WHAT YOU ARE ASKED TO DO => All lines below must be repeated exactly, with the pictures omitted.

DATA LINES =>
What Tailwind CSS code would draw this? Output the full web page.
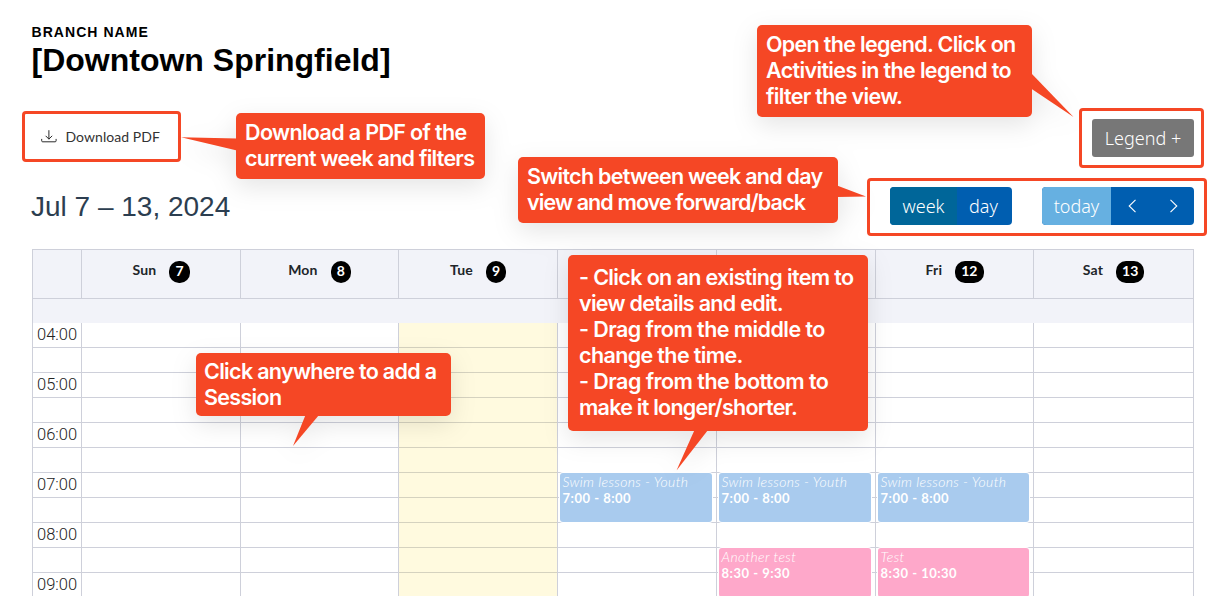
<!DOCTYPE html>
<html lang="en">
<head>
<meta charset="utf-8">
<title>Branch calendar</title>
<script src="https://cdn.jsdelivr.net/npm/@tailwindcss/browser@4"></script>
</head>
<body class="relative h-[596px] w-[1229px] overflow-hidden bg-white">
<div class="flex h-[249px] justify-between pr-[22px] pl-[22px]">
  <div class="flex flex-col items-start pt-[24px]">
    <div class="pl-[9.5px] font-['Liberation_Sans',sans-serif] text-[14px] leading-4 font-bold tracking-[1.05px] whitespace-nowrap">BRANCH NAME</div>
    <h1 class="pl-[9.5px] font-['Liberation_Sans',sans-serif] text-[32px] leading-10 font-bold whitespace-nowrap">[Downtown Springfield]</h1>
    <div class="mt-[31px] flex h-[51px] w-[159px] items-center rounded-[4px] border-3 border-[#f54725] pl-[16px]">
      <svg class="h-[13px] w-[16px]" viewBox="0 0 16 13" fill="none" stroke="#2a2a2a" stroke-width="1" stroke-linecap="round" stroke-linejoin="round"><path d="M.7 9.3v1.5q0 1 1 1h12.4q1 0 1-1V9.3M7.9.6v8.3M4.9 6.1l3 3 3-3"/></svg>
      <span class="ml-[8.5px] font-['Lato',sans-serif] text-[14px] tracking-[0.06px] whitespace-nowrap text-[#333]">Download PDF</span>
    </div>
    <h2 class="mt-[29px] pl-[9px] font-['Liberation_Sans',sans-serif] text-[28px] leading-8 whitespace-nowrap text-[#2c3e50]">Jul 7 – 13, 2024</h2>
  </div>
  <div class="flex flex-col items-end gap-[10px] pt-[108px] font-['Noto_Sans',sans-serif] text-[18px] leading-6 font-[340] text-white">
    <div class="mr-[3px] flex h-[60px] w-[125px] items-center justify-end rounded-[4px] border-3 border-[#f54725] pr-[7px]">
      <div class="flex h-[38px] w-[102px] items-center justify-center rounded-[3px] bg-[#777] whitespace-nowrap">Legend +</div>
    </div>
    <div class="flex h-[58px] w-[340px] items-center gap-[30px] rounded-[4px] border-3 border-[#f54725] pr-[10px] pb-[2px] pl-[20px]">
      <div class="flex h-[38px] w-[122px] overflow-hidden rounded-[4px] bg-[#005eb0]">
        <div class="flex w-[67px] items-center justify-center bg-[#006699]">week</div>
        <div class="flex flex-1 items-center justify-center pr-[2px]">day</div>
      </div>
      <div class="flex h-[38px] w-[152px] overflow-hidden rounded-[4px] bg-[#005eb0]">
        <div class="flex w-[69px] items-center justify-center bg-[#66b0e1]">today</div>
        <div class="flex w-[42px] items-center justify-center"><svg class="h-[14px] w-[8px]" viewBox="0 0 8 14" fill="none" stroke="#fff" stroke-width="1.1"><path d="M7.5 .8 1.2 7 7.5 13.2"/></svg></div>
        <div class="flex w-[41px] items-center justify-center"><svg class="h-[14px] w-[8px]" viewBox="0 0 8 14" fill="none" stroke="#fff" stroke-width="1.1"><path d="M.5 .8 6.8 7 .5 13.2"/></svg></div>
      </div>
    </div>
  </div>
</div>

<div class="ml-[32px] w-[1162px] border-t border-r border-[#ced0da]">
  <div class="grid h-[49px] grid-cols-[49px_159px_158px_159px_159px_159px_158px_160px] border-b border-[#ced0da] bg-[#f2f3f9] font-['Lato',sans-serif] text-[14px] font-bold text-[#212529]" id="head"></div>
  <div class="h-[24px] border-l border-[#ced0da] bg-[#f2f3f9]"></div>
  <div class="grid h-[275px] overflow-hidden">
    <div class="col-start-1 row-start-1 font-['Roboto',sans-serif] text-[16.5px] font-light text-[#222]" id="rows"></div>
    <div class="col-start-1 row-start-1 grid grid-cols-[49px_159px_158px_159px_159px_159px_158px_160px]" id="cols"></div>
  </div>
</div>

<svg class="absolute top-0 left-0 h-[596px] w-[1229px] drop-shadow-[0_8px_12px_rgba(0,0,0,0.1)]" viewBox="0 0 1229 596" fill="#f54725">
  <path d="M181 137.2 237 138.6V150.5z"/><rect x="236" y="113" width="249" height="66" rx="5"/>
  <path d="M1031 73 1073.5 117 1031 88.5z"/><rect x="757" y="25" width="275" height="92" rx="5"/>
  <path d="M837 185.5 866 196.5 837 197z"/><rect x="518" y="157" width="320" height="66" rx="5"/>
  <path d="M305.5 415H319L293 446z"/><rect x="196" y="353" width="255" height="63" rx="5"/>
  <path d="M694.5 430H708L676.5 470.5z"/><rect x="568" y="255" width="300" height="176" rx="5"/>
</svg>
<div class="absolute inset-0 font-['Inter',sans-serif] text-[21.5px] leading-[26px] font-semibold tracking-[-0.68px] whitespace-nowrap text-white">
  <div class="absolute top-[119px] left-[245px]"><span class="tracking-[-0.65px]">Download a PDF of the</span><br><span class="tracking-[-0.74px]">current week and filters</span></div>
  <div class="absolute top-[31px] left-[766px]">Open the legend. Click on<br><span class="tracking-[-0.65px]">Activities in the legend to</span><br>filter the view.</div>
  <div class="absolute top-[163px] left-[527px]"><span class="tracking-[-0.73px]">Switch between week and day</span><br><span class="tracking-[-0.89px]">view and move forward/back</span></div>
  <div class="absolute top-[358px] left-[204px]">Click anywhere to add a<br>Session</div>
  <div class="absolute top-[264px] left-[579px] tracking-[-0.63px]">- Click on an existing item to<br><span class="tracking-[-0.7px]">view details and edit.</span><br><span class="tracking-[-0.56px]">- Drag from the middle to</span><br>change the time.<br><span class="tracking-[-0.54px]">- Drag from the bottom to</span><br><span class="tracking-[-0.75px]">make it longer/shorter.</span></div>
</div>
<script>
const days = [['Sun', 7], ['Mon', 8], ['Tue', 9], null, null, ['Fri', 12], ['Sat', 13]];
document.getElementById('head').innerHTML = '<div class="border-l border-[#ced0da]"></div>' + days.map(day => day ?
  `<div class="flex justify-center gap-[13px] border-l border-[#ced0da] pt-[11px]"><span class="-mt-px h-[20px] leading-[20px] tracking-[0.2px]">${day[0]}</span><span class="h-[22px] rounded-[10px] bg-black px-[6px] text-[14px] leading-[20px] text-white">${day[1]}</span></div>` : '<div class="border-l border-[#ced0da]"></div>').join('');
let rows = '';
for (let i = 0; i < 11; i++) {
  const label = i % 2 ? '' : `0${4 + i / 2}:00`;
  rows += `<div class="h-[25px] border-b border-[#ced0da] pl-[5px] leading-[23px]">${label}</div>`;
}
document.getElementById('rows').innerHTML = rows;
const swim = ['Swim lessons - Youth', '7:00 - 8:00', 'mt-[150px] bg-[#a9cbee]'];
const events = { 3: [swim], 4: [swim, ['Another test', '8:30 - 9:30', 'mt-[26px] bg-[#fea8ca]']], 5: [swim, ['Test', '8:30 - 10:30', 'mt-[26px] bg-[#fea8ca]']] };
document.getElementById('cols').innerHTML = '<div class="border-l border-[#ced0da]"></div>' + days.map((_, i) =>
  `<div class="border-l border-[#ced0da] pr-[4px] pl-[2px] ${i === 2 ? 'bg-[#ffdc28]/15' : ''}">` + (events[i] || []).map(([t, h, c]) =>
  `<div class="h-[49px] rounded-[3px] pt-px pl-[2.5px] font-['Lato',sans-serif] leading-4 whitespace-nowrap text-white shadow-[0_0_0_1px_#fff] ${c}"><div class="text-[14px] tracking-[0.36px] italic font-light">${t}</div><div class="text-[13px] font-bold tracking-[0.5px]">${h}</div></div>`).join('') + '</div>').join('');
</script>
</body>
</html>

RESPONSE TO THIS EXERCISE =>
What Tailwind CSS code would draw this? Output the full web page.
<!DOCTYPE html>
<html lang="en">
<head>
<meta charset="utf-8">
<title>Branch calendar</title>
<script src="https://cdn.jsdelivr.net/npm/@tailwindcss/browser@4"></script>
</head>
<body class="relative h-[596px] w-[1229px] overflow-hidden bg-white">
<div class="flex h-[249px] justify-between pr-[22px] pl-[22px]">
  <div class="flex flex-col items-start pt-[24px]">
    <div class="pl-[9.5px] font-['Liberation_Sans',sans-serif] text-[14px] leading-4 font-bold tracking-[1.05px] whitespace-nowrap">BRANCH NAME</div>
    <h1 class="pl-[9.5px] font-['Liberation_Sans',sans-serif] text-[32px] leading-10 font-bold whitespace-nowrap">[Downtown Springfield]</h1>
    <div class="mt-[31px] flex h-[51px] w-[159px] items-center rounded-[4px] border-3 border-[#f54725] pl-[16px]">
      <svg class="h-[13px] w-[16px]" viewBox="0 0 16 13" fill="none" stroke="#2a2a2a" stroke-width="1" stroke-linecap="round" stroke-linejoin="round"><path d="M.7 9.3v1.5q0 1 1 1h12.4q1 0 1-1V9.3M7.9.6v8.3M4.9 6.1l3 3 3-3"/></svg>
      <span class="ml-[8.5px] font-['Lato',sans-serif] text-[14px] tracking-[0.06px] whitespace-nowrap text-[#333]">Download PDF</span>
    </div>
    <h2 class="mt-[29px] pl-[9px] font-['Liberation_Sans',sans-serif] text-[28px] leading-8 whitespace-nowrap text-[#2c3e50]">Jul 7 – 13, 2024</h2>
  </div>
  <div class="flex flex-col items-end gap-[10px] pt-[108px] font-['Noto_Sans',sans-serif] text-[18px] leading-6 font-[340] text-white">
    <div class="mr-[3px] flex h-[60px] w-[125px] items-center justify-end rounded-[4px] border-3 border-[#f54725] pr-[7px]">
      <div class="flex h-[38px] w-[102px] items-center justify-center rounded-[3px] bg-[#777] whitespace-nowrap">Legend +</div>
    </div>
    <div class="flex h-[58px] w-[340px] items-center gap-[30px] rounded-[4px] border-3 border-[#f54725] pr-[10px] pb-[2px] pl-[20px]">
      <div class="flex h-[38px] w-[122px] overflow-hidden rounded-[4px] bg-[#005eb0]">
        <div class="flex w-[67px] items-center justify-center bg-[#006699]">week</div>
        <div class="flex flex-1 items-center justify-center pr-[2px]">day</div>
      </div>
      <div class="flex h-[38px] w-[152px] overflow-hidden rounded-[4px] bg-[#005eb0]">
        <div class="flex w-[69px] items-center justify-center bg-[#66b0e1]">today</div>
        <div class="flex w-[42px] items-center justify-center"><svg class="h-[14px] w-[8px]" viewBox="0 0 8 14" fill="none" stroke="#fff" stroke-width="1.1"><path d="M7.5 .8 1.2 7 7.5 13.2"/></svg></div>
        <div class="flex w-[41px] items-center justify-center"><svg class="h-[14px] w-[8px]" viewBox="0 0 8 14" fill="none" stroke="#fff" stroke-width="1.1"><path d="M.5 .8 6.8 7 .5 13.2"/></svg></div>
      </div>
    </div>
  </div>
</div>

<div class="ml-[32px] w-[1162px] border-t border-r border-[#ced0da]">
  <div class="grid h-[49px] grid-cols-[49px_159px_158px_159px_159px_159px_158px_160px] border-b border-[#ced0da] bg-[#f2f3f9] font-['Lato',sans-serif] text-[14px] font-bold text-[#212529]" id="head"></div>
  <div class="h-[24px] border-l border-[#ced0da] bg-[#f2f3f9]"></div>
  <div class="grid h-[275px] overflow-hidden">
    <div class="col-start-1 row-start-1 font-['Roboto',sans-serif] text-[16.5px] font-light text-[#222]" id="rows"></div>
    <div class="col-start-1 row-start-1 grid grid-cols-[49px_159px_158px_159px_159px_159px_158px_160px]" id="cols"></div>
  </div>
</div>

<svg class="absolute top-0 left-0 h-[596px] w-[1229px] drop-shadow-[0_8px_12px_rgba(0,0,0,0.1)]" viewBox="0 0 1229 596" fill="#f54725">
  <path d="M181 137.2 237 138.6V150.5z"/><rect x="236" y="113" width="249" height="66" rx="5"/>
  <path d="M1031 73 1073.5 117 1031 88.5z"/><rect x="757" y="25" width="275" height="92" rx="5"/>
  <path d="M837 185.5 866 196.5 837 197z"/><rect x="518" y="157" width="320" height="66" rx="5"/>
  <path d="M305.5 415H319L293 446z"/><rect x="196" y="353" width="255" height="63" rx="5"/>
  <path d="M694.5 430H708L676.5 470.5z"/><rect x="568" y="255" width="300" height="176" rx="5"/>
</svg>
<div class="absolute inset-0 font-['Inter',sans-serif] text-[21.5px] leading-[26px] font-semibold tracking-[-0.68px] whitespace-nowrap text-white">
  <div class="absolute top-[119px] left-[245px]"><span class="tracking-[-0.65px]">Download a PDF of the</span><br><span class="tracking-[-0.74px]">current week and filters</span></div>
  <div class="absolute top-[31px] left-[766px]">Open the legend. Click on<br><span class="tracking-[-0.65px]">Activities in the legend to</span><br>filter the view.</div>
  <div class="absolute top-[163px] left-[527px]"><span class="tracking-[-0.73px]">Switch between week and day</span><br><span class="tracking-[-0.89px]">view and move forward/back</span></div>
  <div class="absolute top-[358px] left-[204px]">Click anywhere to add a<br>Session</div>
  <div class="absolute top-[264px] left-[579px] tracking-[-0.63px]">- Click on an existing item to<br><span class="tracking-[-0.7px]">view details and edit.</span><br><span class="tracking-[-0.56px]">- Drag from the middle to</span><br>change the time.<br><span class="tracking-[-0.54px]">- Drag from the bottom to</span><br><span class="tracking-[-0.75px]">make it longer/shorter.</span></div>
</div>
<script>
const days = [['Sun', 7], ['Mon', 8], ['Tue', 9], null, null, ['Fri', 12], ['Sat', 13]];
document.getElementById('head').innerHTML = '<div class="border-l border-[#ced0da]"></div>' + days.map(day => day ?
  `<div class="flex justify-center gap-[13px] border-l border-[#ced0da] pt-[11px]"><span class="-mt-px h-[20px] leading-[20px] tracking-[0.2px]">${day[0]}</span><span class="h-[22px] rounded-[10px] bg-black px-[6px] text-[14px] leading-[20px] text-white">${day[1]}</span></div>` : '<div class="border-l border-[#ced0da]"></div>').join('');
let rows = '';
for (let i = 0; i < 11; i++) {
  const label = i % 2 ? '' : `0${4 + i / 2}:00`;
  rows += `<div class="h-[25px] border-b border-[#ced0da] pl-[5px] leading-[23px]">${label}</div>`;
}
document.getElementById('rows').innerHTML = rows;
const swim = ['Swim lessons - Youth', '7:00 - 8:00', 'mt-[150px] bg-[#a9cbee]'];
const events = { 3: [swim], 4: [swim, ['Another test', '8:30 - 9:30', 'mt-[26px] bg-[#fea8ca]']], 5: [swim, ['Test', '8:30 - 10:30', 'mt-[26px] bg-[#fea8ca]']] };
document.getElementById('cols').innerHTML = '<div class="border-l border-[#ced0da]"></div>' + days.map((_, i) =>
  `<div class="border-l border-[#ced0da] pr-[4px] pl-[2px] ${i === 2 ? 'bg-[#ffdc28]/15' : ''}">` + (events[i] || []).map(([t, h, c]) =>
  `<div class="h-[49px] rounded-[3px] pt-px pl-[2.5px] font-['Lato',sans-serif] leading-4 whitespace-nowrap text-white shadow-[0_0_0_1px_#fff] ${c}"><div class="text-[14px] tracking-[0.36px] italic font-light">${t}</div><div class="text-[13px] font-bold tracking-[0.5px]">${h}</div></div>`).join('') + '</div>').join('');
</script>
</body>
</html>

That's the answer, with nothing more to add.